Luxury group Richemont’s jewellery business maintained its winning streak, recording a 7 percent increase in sales for the year ended March 31, 2017 on the back of solid demand from major markets.
“The continued strength of jewellery was driven by a particularly strong momentum in Asia Pacific and the Americas. With sales growing by 7 percent, the contribution of jewellery products to overall group sales has risen from 35 percent to 39 percent,” noted Burkhart Grund, group deputy chief financial officer of Richemont.
Jewellery sales rose to EUR4.2 billion (US$4.6 billion) from EUR3.88 billion (US$4.2 billion) last year.
The company also said “good growth” in jewellery sales at Cartier and Van Cleef & Arpels partially offset a double-digit reduction in reported watch sales, thereby tempering the jewellery maisons’ overall sales decline to 2 percent. The launch of Cartier Magicien, Cactus and Love at Cartier, as well as Arche de Noé and Bouton d’or at Van Cleef & Arpels garnered positive reaction from the market.

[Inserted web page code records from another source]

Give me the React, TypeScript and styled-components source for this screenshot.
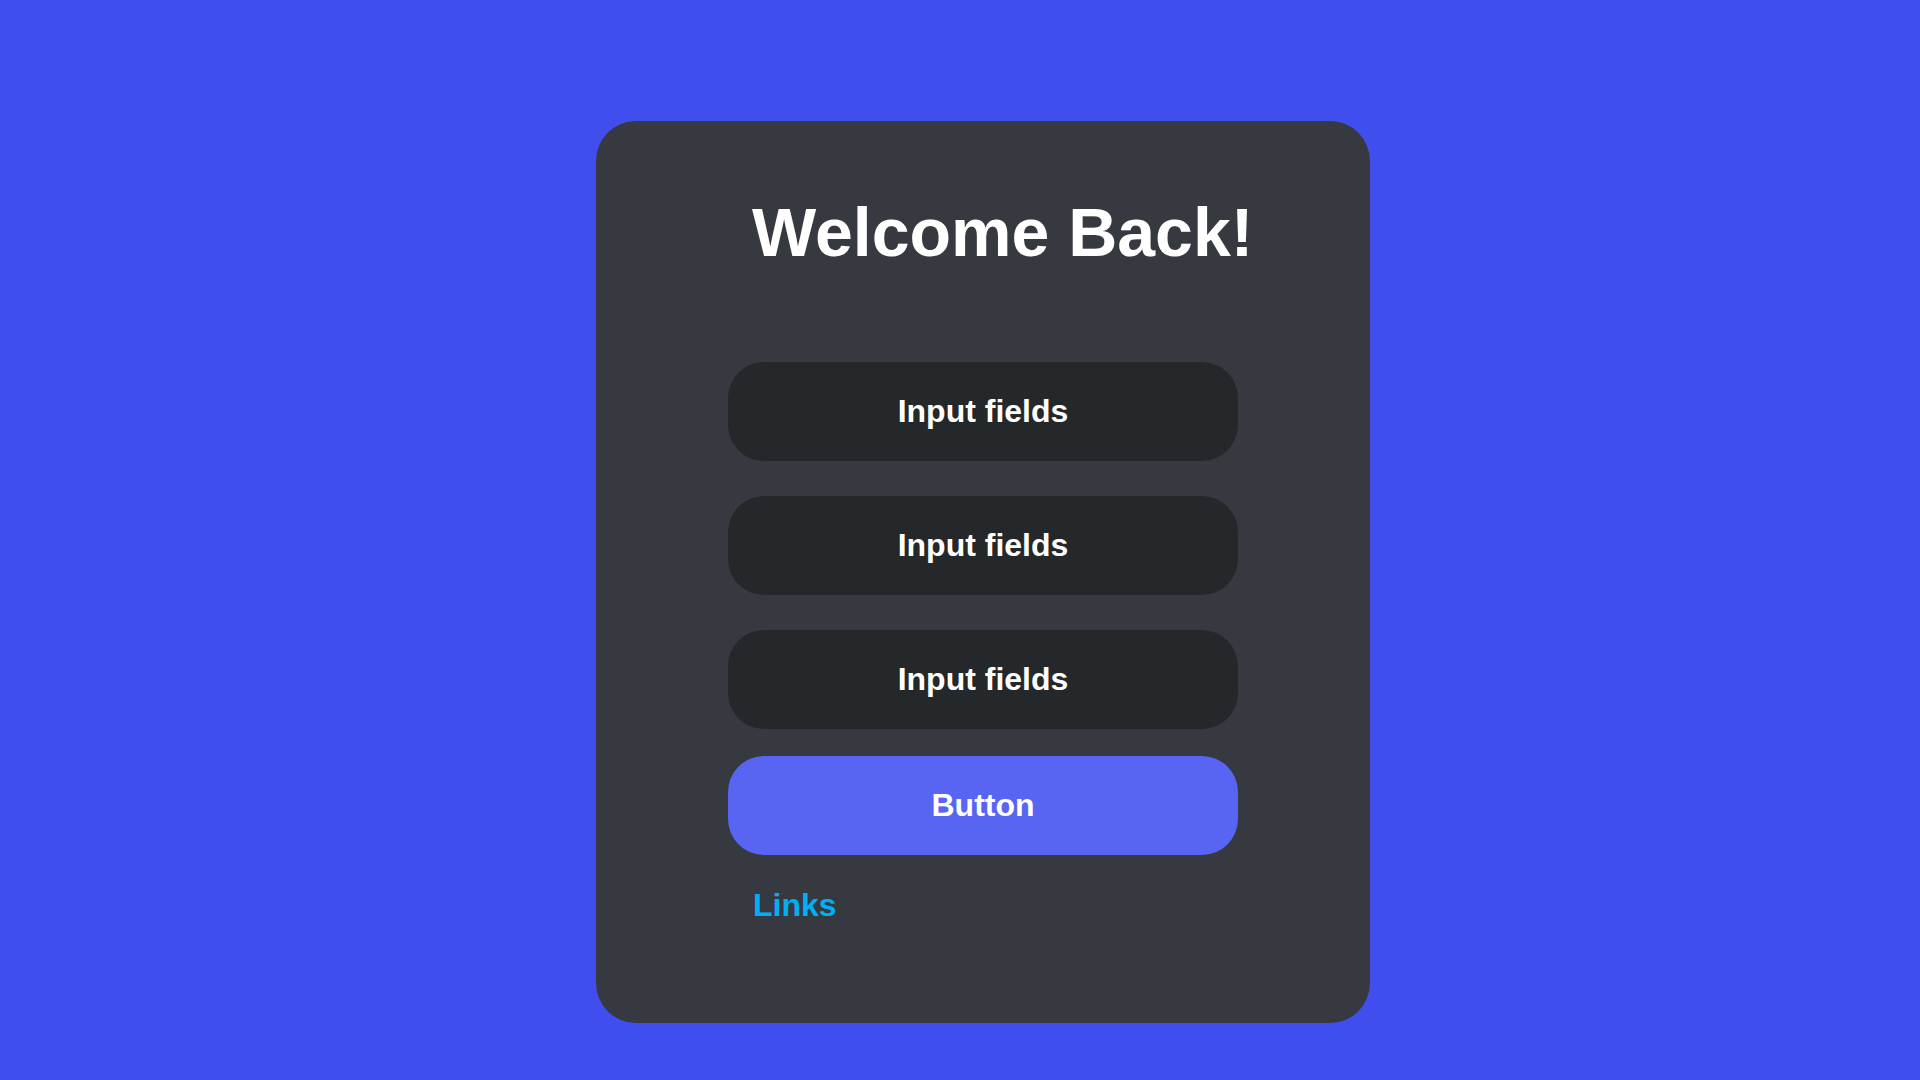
import React from "react";
import styled, { createGlobalStyle } from "styled-components";

const GlobalStyle = createGlobalStyle`
  body {
    margin: 0;
    background-color: #404eed;
    font-family: "Liberation Sans", Arial, Helvetica, sans-serif;
  }
`;

const Page = styled.div`
  display: flex;
  justify-content: center;
  align-items: flex-start;
  min-height: 100vh;
  box-sizing: border-box;
  padding: 121px 0 0 46px;
`;

const Card = styled.div`
  width: 774px;
  box-sizing: border-box;
  padding: 72px 132px 99px;
  border-radius: 40px;
  background-color: #36393f;
  display: flex;
  flex-direction: column;
`;

const Title = styled.h1`
  margin: 0 0 91px 24px;
  font-size: 68px;
  font-weight: 700;
  line-height: normal;
  white-space: nowrap;
  color: #ffffff;
`;

const FieldList = styled.div`
  display: flex;
  flex-direction: column;
  gap: 35px;
`;

const Field = styled.input`
  height: 99px;
  box-sizing: border-box;
  border: none;
  outline: none;
  border-radius: 36px;
  background-color: #25282b;
  color: #ffffff;
  font-family: inherit;
  font-size: 32px;
  font-weight: 700;
  text-align: center;

  &::placeholder {
    color: #ffffff;
    opacity: 1;
  }
`;

const SubmitButton = styled.button`
  margin-top: 27px;
  height: 99px;
  border: none;
  border-radius: 36px;
  background-color: #5865f2;
  color: #ffffff;
  font-family: inherit;
  font-size: 32px;
  font-weight: 700;
  cursor: pointer;
`;

const Link = styled.a`
  align-self: flex-start;
  margin: 32px 0 0 25px;
  font-size: 32px;
  font-weight: 700;
  line-height: normal;
  color: #00aff4;
  text-decoration: none;
`;

export default function App() {
  return (
    <>
      <GlobalStyle />
      <Page>
        <Card>
          <Title>Welcome Back!</Title>
          <FieldList>
            <Field placeholder="Input fields" />
            <Field placeholder="Input fields" />
            <Field placeholder="Input fields" />
          </FieldList>
          <SubmitButton>Button</SubmitButton>
          <Link href="#">Links</Link>
        </Card>
      </Page>
    </>
  );
}
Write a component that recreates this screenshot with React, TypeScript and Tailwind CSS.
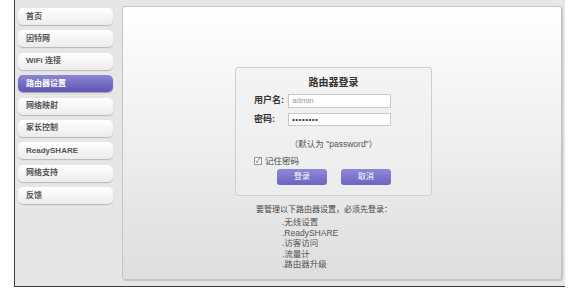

Retail sales showed growth, in part supported by the reopening of the refurbished Cartier New York and Tokyo flagship stores, as well as ten net openings in the period, added Richemont.
“The year has seen a confirmation of the resilience of our retail network, thanks to the good performance of the jewellery category. Richemont’s strong balance sheet will allow us to manage the group with a long-term value creation and a focus on organic growth,” added Gary Saage, chief financial officer of Richemont.